Third: Advantages of Digital Currencies
Digital currencies possess several advantages that have contributed to their widespread adoption, including:
- Speed in completing financial transactions, especially across international borders.
- Lower transfer costs compared to traditional banking systems.
- Achieving a high degree of decentralization and financial independence for users.
- Providing new investment opportunities in digital financial markets.
Fourth: Challenges and Risks Associated with Digital Currencies
Despite their advantages, digital currencies face several challenges, most notably:
- Sharp price volatility affecting their stability as a medium of exchange.
- Security risks, such as cyberattacks and loss of digital wallets.
- Absence or weakness of legal and regulatory frameworks in some countries.
- Potential use in illegal activities, raising economic and security concerns.
Fifth: The Impact of Digital Currencies on the Global Financial System
Digital currencies have had a noticeable impact on the global financial system, prompting banks and financial institutions to reconsider their operational models. Some central banks have begun studying the issuance of official digital currencies to benefit from digital technology advantages while maintaining monetary stability. This trend reflects an increasing awareness of the importance of digital currencies in the future of the global economy.

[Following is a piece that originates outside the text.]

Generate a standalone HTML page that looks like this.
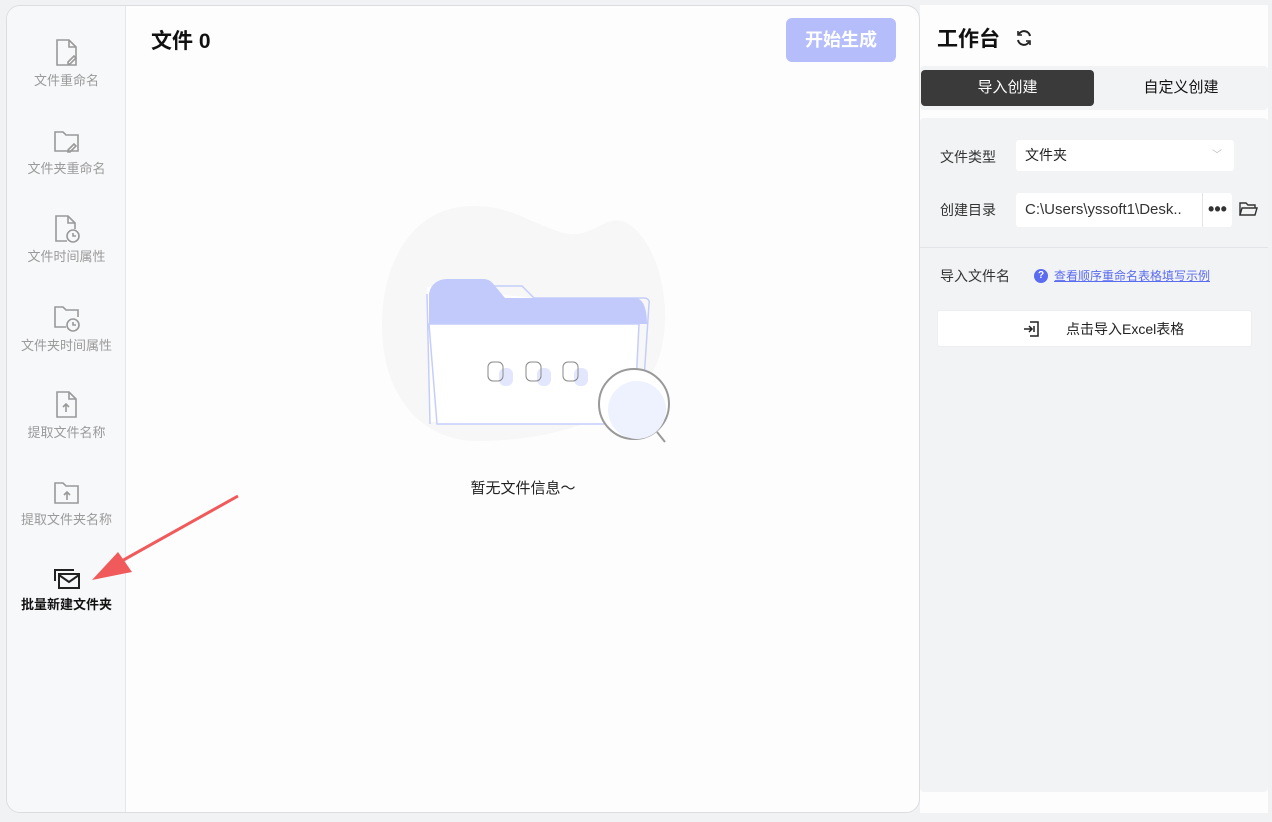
<!DOCTYPE html>
<html><head><meta charset="utf-8"><style>
*{margin:0;padding:0;box-sizing:border-box}
body{width:1272px;height:822px;background:#f1f2f4;font-family:"Liberation Sans","Noto Sans CJK SC",sans-serif;position:relative;overflow:hidden}
.card{position:absolute;left:6px;top:5px;width:914px;height:808px;background:#fdfdfd;border:1px solid #dcdde0;border-radius:14px;overflow:hidden}
.side{position:absolute;left:0;top:0;width:119px;height:100%;background:#f7f8fa;border-right:1px solid #e6e7ea}
.it{position:absolute;left:0;width:119px;text-align:center;font-size:13px;color:#9a9a9a;line-height:16px}
.it svg{display:block;margin:0 auto 5px}
.right{position:absolute;left:920px;top:5px;width:348px;height:808px;background:#fdfdfd}
.abs{position:absolute}
</style></head><body>
<div class="card">
 <div class="side">
  <div class="it" style="top:32px"><svg width="26" height="30" viewBox="0 0 26 30" fill="none" stroke="#999" stroke-width="1.6"><path d="M3 2h12l7 7v18H3z"/><path d="M15 2v7h7"/><path d="M14 24l6-6 2 2-6 6h-2z"/></svg>文件重命名</div>
  <div class="it" style="top:122px"><svg width="28" height="28" viewBox="0 0 28 28" fill="none" stroke="#999" stroke-width="1.6"><path d="M2 4h8l3 3h12v16H2z"/><path d="M15 22l6-6 2 2-6 6h-2z"/></svg>文件夹重命名</div>
  <div class="it" style="top:208px"><svg width="28" height="30" viewBox="0 0 28 30" fill="none" stroke="#999" stroke-width="1.6"><path d="M14 27H3V2h12l7 7v6"/><path d="M15 2v7h7"/><circle cx="20" cy="22" r="6"/><path d="M20 19v3h3"/></svg>文件时间属性</div>
  <div class="it" style="top:297px"><svg width="28" height="30" viewBox="0 0 28 30" fill="none" stroke="#999" stroke-width="1.6"><path d="M13 24H2V4h8l3 3h12v7"/><circle cx="20" cy="22" r="6"/><path d="M20 19v3h3"/></svg>文件夹时间属性</div>
  <div class="it" style="top:384px"><svg width="26" height="30" viewBox="0 0 26 30" fill="none" stroke="#999" stroke-width="1.6"><path d="M3 2h12l7 7v18H3z"/><path d="M15 2v7h7"/><path d="M12 22v-8M9 17l3-3 3 3"/></svg>提取文件名称</div>
  <div class="it" style="top:473px"><svg width="28" height="28" viewBox="0 0 28 28" fill="none" stroke="#999" stroke-width="1.6"><path d="M2 4h8l3 3h12v17H2z"/><path d="M14 21v-8M11 16l3-3 3 3"/></svg>提取文件夹名称</div>
  <div class="it" style="top:560px;color:#111;font-weight:bold"><svg width="30" height="26" viewBox="0 0 30 26" fill="none" stroke="#222" stroke-width="2"><path d="M3 15V4h19"/><rect x="7" y="8" width="20" height="14"/><path d="M7 9l10 7 10-7"/></svg>批量新建文件夹</div>
 </div>
 <div class="abs" style="left:144px;top:23px;font-size:21px;font-weight:bold;color:#111;line-height:26px">文件&nbsp;0</div>
 <div class="abs" style="left:779px;top:12px;width:110px;height:44px;background:#b5bdfb;border-radius:6px;color:#fff;font-size:18px;font-weight:bold;text-align:center;line-height:44px">开始生成</div>
 <svg class="abs" style="left:370px;top:190px" width="310" height="260" viewBox="0 0 310 260">
  <path d="M95 10C40 10 5 60 5 130s40 115 95 115c70 0 140-20 170-60s20-120-10-150S220 50 180 35 130 10 95 10z" fill="#f7f7f8"/>
  <path d="M108 97l-8-6h-50l2 135h160l30-115z" fill="#fff"/>
  <path d="M110 90h35l12 12h110c4 0 6 3 5 6l-8 120" fill="none" stroke="#c5cdfb" stroke-width="1.5"/>
  <path d="M53 228l-3-130" stroke="#c5cdfb" stroke-width="1.5"/>
  <path d="M52 128V100c0-10 8-17 18-17h36c6 0 9 3 12 7l10 12h130c7 0 12 8 12 26z" fill="#c2cafb"/>
  <path d="M52 128h210l-5 100H60z" fill="#fff" stroke="#c5cdfb" stroke-width="1.5"/>
  <g fill="#e3e7fd"><rect x="122" y="172" width="14" height="18" rx="6"/><rect x="160" y="172" width="14" height="18" rx="6"/><rect x="197" y="172" width="14" height="18" rx="6"/></g>
  <g fill="none" stroke="#888" stroke-width="1"><rect x="111" y="166" width="15" height="19" rx="5"/><rect x="149" y="166" width="15" height="19" rx="5"/><rect x="186" y="166" width="15" height="19" rx="5"/></g>
  <circle cx="257" cy="208" r="35" fill="#fff" stroke="#999" stroke-width="2"/>
  <circle cx="260" cy="214" r="29" fill="#eef1fe"/>
  <path d="M280 236l8 10" stroke="#999" stroke-width="2"/>
 </svg>
 <div class="abs" style="left:416px;width:200px;top:473px;text-align:center;font-size:15px;color:#222;line-height:20px">暂无文件信息～</div>
</div>
<svg class="abs" style="left:80px;top:490px" width="170" height="100"><path d="M158 6L22 82" stroke="#f15a5a" stroke-width="3"/><path d="M12 90l40-8-14-20z" fill="#f15a5a"/></svg>
<div class="right">
 <div class="abs" style="left:17px;top:22px;font-size:21px;font-weight:bold;color:#111;line-height:26px">工作台</div>
 <svg class="abs" style="left:95px;top:24px" width="18" height="18" viewBox="0 0 18 18" fill="none" stroke="#222" stroke-width="2"><path d="M15 7A6 6 0 0 0 4 5"/><path d="M3 11a6 6 0 0 0 11 2"/><path d="M3 2v4h4" stroke-width="1.6"/><path d="M15 16v-4h-4" stroke-width="1.6"/></svg>
 <div class="abs" style="left:0;top:61px;width:348px;height:44px;background:#f2f3f5;border-radius:4px"></div>
 <div class="abs" style="left:1px;top:65px;width:173px;height:36px;background:#3a3a3a;border-radius:4px;color:#fff;font-size:15px;text-align:center;line-height:36px">导入创建</div>
 <div class="abs" style="left:174px;top:65px;width:174px;height:36px;color:#111;font-size:15px;text-align:center;line-height:36px">自定义创建</div>
 <div class="abs" style="left:0;top:113px;width:348px;height:674px;background:#f2f3f5;border-radius:4px"></div>
 <div class="abs" style="left:20px;top:143px;font-size:14px;color:#333;line-height:18px">文件类型</div>
 <div class="abs" style="left:96px;top:135px;width:218px;height:31px;background:#fff;border-radius:3px;font-size:14px;color:#222;line-height:31px;padding-left:9px">文件夹<span style="position:absolute;right:12px;color:#bbb;font-size:10px">﹀</span></div>
 <div class="abs" style="left:20px;top:196px;font-size:14px;color:#333;line-height:18px">创建目录</div>
 <div class="abs" style="left:96px;top:188px;width:216px;height:34px;background:#fff;border-radius:3px;font-size:15px;color:#333;line-height:34px;padding-left:9px">C:\Users\yssoft1\Desk..<span style="position:absolute;right:0;top:0;width:30px;height:34px;border-left:1px solid #e5e5e5;text-align:center;font-weight:bold;font-size:18px;letter-spacing:0px;line-height:32px">•••</span></div>
 <svg class="abs" style="left:318px;top:195px" width="20" height="18" viewBox="0 0 20 18" fill="none" stroke="#333" stroke-width="1.4"><path d="M2 15V3h6l2 2h7v3"/><path d="M2 15l2-7h15l-2 7z"/></svg>
 <div class="abs" style="left:0;top:242px;width:348px;border-top:1px solid #e2e3e6"></div>
 <div class="abs" style="left:20px;top:262px;font-size:14px;color:#333;line-height:18px">导入文件名</div>
 <div class="abs" style="left:114px;top:264px;width:14px;height:14px;border-radius:50%;background:#5b6cf0;color:#fff;font-size:10px;font-weight:bold;text-align:center;line-height:14px">?</div>
 <div class="abs" style="left:134px;top:263px;font-size:12px;color:#5b6cf0;text-decoration:underline;line-height:16px">查看顺序重命名表格填写示例</div>
 <div class="abs" style="left:17px;top:305px;width:315px;height:37px;background:#fff;border-radius:3px;border:1px solid #eceef1;font-size:14px;color:#222;line-height:36px;padding-left:128px">点击导入Excel表格</div>
 <svg class="abs" style="left:102px;top:315px" width="18" height="18" viewBox="0 0 18 18" fill="none" stroke="#222" stroke-width="1.5"><path d="M8 2h8v14H8"/><path d="M2 9h8M7 6l3 3-3 3"/><path d="M12 6v6"/></svg>
</div>
</body></html>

Sixth: The Future of Digital Currencies
The future of digital currencies depends on several factors, most notably the development of legal regulations, improvements in security levels, and increased user awareness. These currencies are expected to see greater integration into official financial systems, either as a means of payment or as an investment tool, alongside ongoing innovation in financial technology.
Conclusion
The research concludes that digital currencies represent an economic and technological phenomenon with a profound impact on the global financial system. Despite the promising opportunities they offer, they are not without risks and challenges that require effective legal regulation and comprehensive societal awareness. Therefore, dealing with digital currencies should be based on scientific understanding and precise economic analysis to ensure benefiting from their advantages and minimizing their negative effects.